[Written exercise] Reproduce each line bearing the word "components".

- - - - -

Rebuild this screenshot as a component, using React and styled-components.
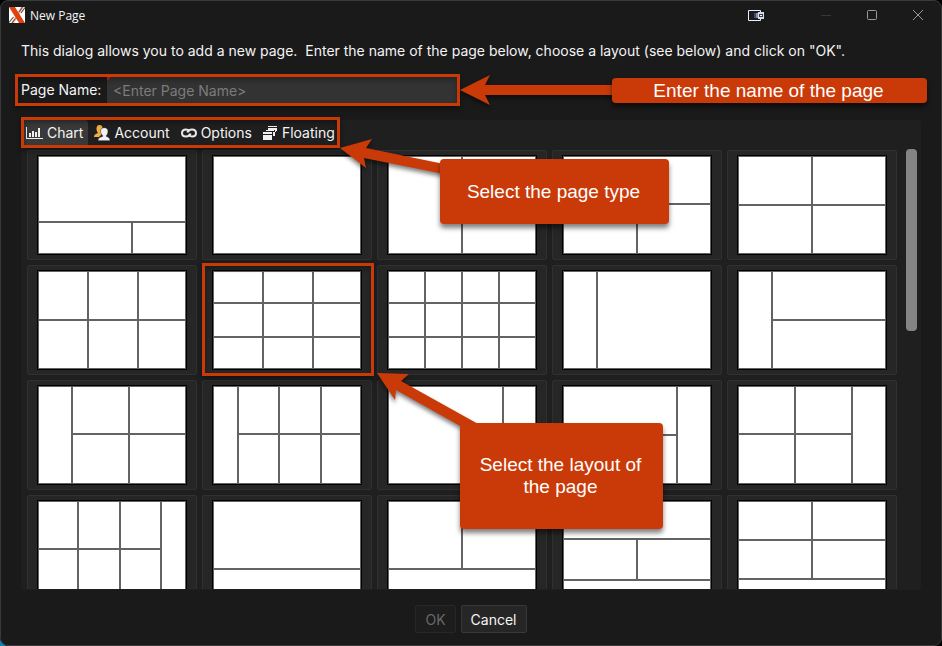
import React, { useState } from "react";
import styled, { createGlobalStyle, css } from "styled-components";

const accent = "#ca3a08";

const GlobalStyle = createGlobalStyle`
  * {
    box-sizing: border-box;
  }

  body {
    margin: 0;
    background: #000;
    color: #f4f4f4;
    font-family: Inter, "Liberation Sans", sans-serif;
    font-size: 14px;
  }

  button, input {
    font: inherit;
    color: inherit;
  }
`;

const Desktop = styled.div`
  position: relative;
  height: 100vh;
  background: linear-gradient(45deg, #0a84b8 4px, #000 5px);
`;

const Dialog = styled.main`
  display: flex;
  flex-direction: column;
  height: 100%;
  background: #1a1a1a;
  border: 1px solid #3a3a3a;
  border-radius: 8px;
`;

const TitleBar = styled.header`
  display: flex;
  align-items: center;
  height: 28px;
  padding-left: 8px;
`;

const Title = styled.h1`
  flex: 1;
  margin: 0 0 0 5px;
  font: 400 12px "Open Sans", "Noto Sans", sans-serif;
`;

const WindowButton = styled.button`
  display: flex;
  align-items: center;
  justify-content: center;
  width: 46px;
  height: 28px;
  padding: 0;
  border: 0;
  background: none;
`;

const DockButton = styled(WindowButton)`
  margin-right: 24px;
`;

const Body = styled.div`
  display: flex;
  flex: 1;
  flex-direction: column;
  min-height: 0;
  padding: 12px 20px;
`;

const Intro = styled.p`
  margin: 0 0 16px;
  line-height: 20px;
  white-space: pre-wrap;
`;

// orange frame drawn around the part that a callout points at
const framed = css`
  position: relative;

  &::after {
    content: "";
    position: absolute;
    border: 3px solid ${accent};
    box-shadow: 0 3px 5px rgba(0, 0, 0, 0.4), inset 0 3px 5px rgba(0, 0, 0, 0.3);
    pointer-events: none;
    inset: ${(props) => props.$frame || "-3px"};
  }
`;

const NameRow = styled.div`
  ${framed}
  display: flex;
  width: 436px;
  height: 26px;
  margin-bottom: 17px;
`;

const NameLabel = styled.label`
  width: 86px;
  line-height: 26px;
  white-space: nowrap;
`;

const NameField = styled.div`
  position: relative;
  display: flex;
  flex: 1;

  &::before {
    content: "";
    position: absolute;
    border: 2px solid;
    border-color: #c8202c transparent transparent #c8202c;
  }
`;

const NameInput = styled.input`
  flex: 1;
  min-width: 0;
  padding: 0 6px;
  border: 0;
  background: #333;
  outline: none;

  &::placeholder {
    color: #7b7b7b;
    opacity: 1;
  }
`;

const Panel = styled.section`
  display: flex;
  flex: 1;
  flex-direction: column;
  min-height: 0;
  padding-bottom: 1px;
  background: #1f1f1f;
  border-radius: 3px;
`;

const Tabs = styled.div`
  ${framed}
  display: flex;
  align-self: flex-start;
  gap: 1px;
  height: 25px;
  margin-bottom: 4px;
`;

const Tab = styled.button`
  display: flex;
  align-items: center;
  gap: 4px;
  height: 25px;
  padding: 0 5px;
  border: 0;
  border-radius: 0 3px 0 0;
  background: ${(props) => (props.$active ? "#393939" : "none")};
`;

const ScrollArea = styled.div`
  display: flex;
  justify-content: space-between;
  flex: 1;
  min-height: 0;
  padding: 0 4px 0 6px;
  overflow: hidden;
`;

const LayoutGrid = styled.div`
  display: grid;
  flex: 1;
  grid-template-columns: repeat(auto-fill, 170px);
  align-content: start;
  gap: 5px;
  padding-top: 1px;
`;

const ScrollThumb = styled.div`
  width: 11px;
  height: 182px;
  border-radius: 4px;
  background: #848484;
`;

const LayoutCard = styled.button`
  height: 110px;
  padding: 4px 9px;
  border: 1px solid #303030;
  border-radius: 2px;
  background: #262626;
  ${(props) => props.$frame && framed}
`;

const Thumb = styled.span`
  display: flex;
  height: 100px;
  padding: 1px;
  border: 1px solid #000;
  background: #636363;
`;

const Split = styled.span`
  display: flex;
  flex: ${(props) => props.$size} 1 0;
  flex-direction: ${(props) => (props.$down ? "column" : "row")};
  gap: 2px;
`;

const Pane = styled.span`
  flex: ${(props) => props.$size} 1 0;
  background: #fff;
`;

const Footer = styled.footer`
  display: flex;
  justify-content: center;
  gap: 5px;
  margin-top: 15px;
`;

const FooterButton = styled.button`
  height: 28px;
  padding: 0 9px;
  border: 1px solid #383838;
  border-radius: 2px;
  background: #262626;

  &:disabled {
    color: #696969;
    border-color: #272727;
    background: #1d1d1d;
  }
`;

const Arrows = styled.svg`
  position: absolute;
  top: 0;
  left: 0;
  overflow: visible;
  pointer-events: none;
  fill: ${accent};
  filter: drop-shadow(0 3px 2px rgba(0, 0, 0, 0.5));
`;

const Callout = styled.div`
  position: absolute;
  display: flex;
  align-items: center;
  justify-content: center;
  left: ${(props) => props.$x}px;
  top: ${(props) => props.$y}px;
  width: ${(props) => props.$w}px;
  height: ${(props) => props.$h}px;
  padding: 0 18px 0 16px;
  border-radius: 4px;
  background: ${accent};
  box-shadow: 0 4px 5px rgba(0, 0, 0, 0.5);
  color: #fff;
  font: 19px/22px "Liberation Sans", Arial, sans-serif;
  text-align: center;
`;

// A layout is a tree: a number is a pane, an object splits its space.
const row = (size, ...items) => ({ size, items });
const col = (size, ...items) => ({ size, items, down: true });

const twoRows = (size, widths, top = 46, bottom = 48) =>
  col(size, row(top, ...widths), row(bottom, ...widths));

const layouts = [
  col(1, 64, row(30, 92, 52)),
  row(1, 1),
  row(1, 72, 72),
  col(1, 46, row(48, 72, 72)),
  twoRows(1, [72, 72], 47, 47),
  twoRows(1, [48, 48, 46], 47, 47),
  col(1, row(30, 48, 48, 46), row(32, 48, 48, 46), row(30, 48, 48, 46)),
  col(1, row(30, 35, 35, 35, 35), row(32, 35, 35, 35, 35), row(30, 35, 35, 35, 35)),
  row(1, 32, 112),
  row(1, 32, col(112, 47, 47)),
  row(1, 32, twoRows(112, [55, 55])),
  row(1, 23, twoRows(121, [39, 40, 38])),
  row(1, 113, 31),
  row(1, col(112, 47, 47), 32),
  row(1, twoRows(112, [55, 55]), 32),
  row(1, twoRows(121, [38, 40, 39]), 23),
  col(1, 66, 28),
  col(1, row(66, 72, 72), 28),
  col(1, 36, row(39, 72, 72), 17),
  col(1, row(37, 72, 72), row(37, 72, 72), 18),
];

function LayoutNode({ node }) {
  if (typeof node === "number") {
    return <Pane $size={node} />;
  }
  return (
    <Split $size={node.size} $down={node.down}>
      {node.items.map((item, i) => (
        <LayoutNode key={i} node={item} />
      ))}
    </Split>
  );
}

const LogoIcon = () => (
  <svg width="16" height="16" viewBox="0 0 16 16">
    <path fill="#fff" d="M0 0h16v16H0z" />
    <path stroke="#4c4c4c" strokeWidth="1.1" d="M10 5 13.500 0M12 6 16 .5M0 15.500 4.500 10M3 16 6.500 11.500" />
    <path fill="#dd4310" d="M0 0h6L16 16h-6z" />
    <path fill="#dd4310" d="M12 0h3L5 16H2z" opacity=".35" />
  </svg>
);

const DockIcon = () => (
  <svg width="16" height="11" viewBox="0 0 16 11">
    <path fill="#171a22" stroke="#eceef5" d="M.5.5h12v10H.5z" />
    <path fill="#4a4c54" d="M6 3h2v5H6z" />
    <path fill="#8b8ea0" d="M8 3h2v5H8z" />
    <path fill="#d9dbe8" d="M10 2h6v7h-6z" />
    <path fill="#3a3d4c" d="M11 4h4v3h-4z" />
    <path fill="#fff" d="M12 5h2v1h-2z" />
  </svg>
);

const ChartIcon = () => (
  <svg width="17" height="14" viewBox="0 0 17 14" fill="#eee">
    <path d="M0 1h1v11h16v1H0zM3 7h2v4H3zM6 5h2v6H6zM9 6h2v5H9zM12 2h2v9h-2z" />
  </svg>
);

const AccountIcon = () => (
  <svg width="16" height="16" viewBox="0 0 16 16">
    <path fill="#f0ad42" d="M3 1.500C4-.5 8-.5 8.500 2.500L7 5v5l-2 2H0c0-2.500 1.500-3 4-4C2.500 6 2 3.500 3 1.500z" />
    <path fill="#f0f0f0" stroke="#222" strokeWidth=".5" d="M6.500 6C6.500 1.500 14 1.500 14 6c0 2-.7 3.500-1.600 4.500v.9c2 .8 3.600 1.200 3.600 4.300H4c0-3 2-3.500 4.600-4.300v-.9C7.500 9.500 6.500 8 6.500 6z" />
  </svg>
);

const LinkIcon = () => (
  <svg width="16" height="10" viewBox="0 0 16 10" fill="none" stroke="#e8e8e8" strokeWidth="2">
    <path d="M9.500 5.500C9 7.500 7.300 8.500 5 8.500 2.500 8.500 1 7 1 5s1.500-3.500 4-3.500c1.500 0 2.500.5 3.500 2" />
    <path d="M6.500 4.500C7 2.500 8.700 1.500 11 1.500c2.500 0 4 1.500 4 3.500s-1.500 3.500-4 3.500c-1.500 0-2.500-.5-3.500-2" />
  </svg>
);

const FloatIcon = () => (
  <svg width="15" height="14" viewBox="0 0 15 14" fill="#f0f0f0">
    <path d="M5 0h9v1H5zM5 2h9v3h-1v1h-1V4H5z" />
    <path d="M3 4h8v1H3zM10 6h2v4h-2zM0 6h9v2H0zM0 9h9v5H0z" />
  </svg>
);

const tabs = [
  { name: "Chart", Icon: ChartIcon },
  { name: "Account", Icon: AccountIcon },
  { name: "Options", Icon: LinkIcon },
  { name: "Floating", Icon: FloatIcon },
];

function App() {
  const [name, setName] = useState("");
  const [tab, setTab] = useState("Chart");

  return (
    <Desktop>
      <GlobalStyle />
      <Dialog>
        <TitleBar>
          <LogoIcon />
          <Title>New Page</Title>
          <DockButton aria-label="Dock">
            <DockIcon />
          </DockButton>
          <WindowButton aria-label="Minimize">
            <svg width="10" height="10" stroke="#383838">
              <path d="M0 5.500h10" />
            </svg>
          </WindowButton>
          <WindowButton aria-label="Maximize">
            <svg width="10" height="10" fill="none" stroke="#999">
              <rect x=".5" y=".5" width="9" height="9" rx="1" />
            </svg>
          </WindowButton>
          <WindowButton aria-label="Close">
            <svg width="10" height="10" stroke="#999">
              <path d="M0 0l10 10M10 0L0 10" />
            </svg>
          </WindowButton>
        </TitleBar>
        <Body>
          <Intro>
            {'This dialog allows you to add a new page.  Enter the name of the page below, choose a layout (see below) and click on "OK".'}
          </Intro>
          <NameRow $frame="-3px -3px -3px -6px">
            <NameLabel htmlFor="pageName">Page Name:</NameLabel>
            <NameField>
              <NameInput
                id="pageName"
                placeholder="<Enter Page Name>"
                value={name}
                onChange={(e) => setName(e.target.value)}
              />
            </NameField>
          </NameRow>
          <Panel>
            <Tabs role="tablist" $frame="-3px 0">
              {tabs.map(({ name, Icon }) => (
                <Tab
                  key={name}
                  role="tab"
                  aria-selected={tab === name}
                  $active={tab === name}
                  onClick={() => setTab(name)}
                >
                  <Icon />
                  {name}
                </Tab>
              ))}
            </Tabs>
            <ScrollArea>
              <LayoutGrid>
                {layouts.map((layout, i) => (
                  <LayoutCard
                    key={i}
                    aria-label={`Layout ${i + 1}`}
                    $frame={i === 6 ? "-3px -3px -2px -1px" : undefined}
                  >
                    <Thumb>
                      <LayoutNode node={layout} />
                    </Thumb>
                  </LayoutCard>
                ))}
              </LayoutGrid>
              <ScrollThumb />
            </ScrollArea>
          </Panel>
          <Footer>
            <FooterButton disabled={!name}>OK</FooterButton>
            <FooterButton>Cancel</FooterButton>
          </Footer>
        </Body>
      </Dialog>

      <Arrows width="942" height="646">
        <path d="M460 90l30-15-5 10h130v10H485l5 10z" />
        <path d="M340 148l32-9-6 9 78 16v10l-80-16 2 10z" />
        <path d="M377 373l32 1-8 7 79 44-18 2-66-37-1 10z" />
      </Arrows>
      <Callout $x={612} $y={78} $w={315} $h={25}>Enter the name of the page</Callout>
      <Callout $x={440} $y={159} $w={229} $h={65}>Select the page type</Callout>
      <Callout $x={460} $y={423} $w={203} $h={106}>Select the layout of the page</Callout>
    </Desktop>
  );
}

export default App;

- - - - -

[Result for this task]
Rebuild this screenshot as a component, using React and styled-components.
import styled, { createGlobalStyle, css } from "styled-components";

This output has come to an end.